Le preoccupazioni sui veicoli cinesi sono diffuse. I think tank hanno lanciato l’allarme: i veicoli elettrici potrebbero essere facilmente «armati» da Pechino.
Le aziende cinesi hanno testato su strada i loro veicoli negli Stati Uniti, raccogliendo dati, tra cui roadmap, che gli esperti ritengono potrebbero rivelarsi di utilità strategica.
I risultati dei test sono stati ora trasmessi ai funzionari del ministero dei Trasporti e delle Comunicazioni in Norvegia.
La militarizzazione dei prodotti cinesi importati in gran copia non riguarda solo le auto.
Come riportato da Renovatio 21, mesi fa è emerso che sono stati trovati dispositivi «non autorizzati» trovati nascosti nei pannelli solari cinesi che potrebbero «distruggere la rete elettrica».
Una trasmissione giornalistica italiana aveva dimostrato che nottetempo le telecamere cinesi usate persino nei ministeri italiani inviavano dati a server della Repubblica Popolare.
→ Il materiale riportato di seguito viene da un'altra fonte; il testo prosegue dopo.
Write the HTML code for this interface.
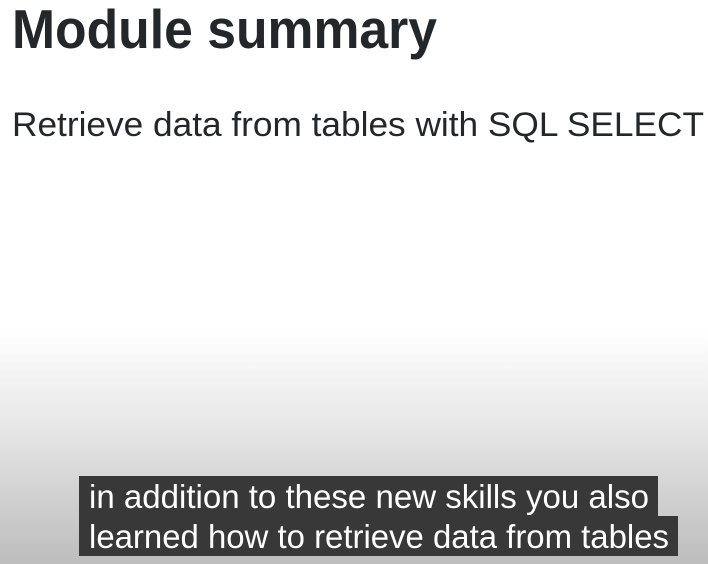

Il lettore di Renovatio 21, ricorderà tutta la querelle attorno al decreto del governo Conte bis, in piena pandemia, chiamato «Cura Italia» (da noi ribattezzato più onestamente «Cina Italia»), che in bozza conteneva concessioni a produttori di IT di 5G cinesi come Huawei che, secondo alcuni, mettevano a rischio la sicurezza del nostro Paese e del blocco cui è affiliato.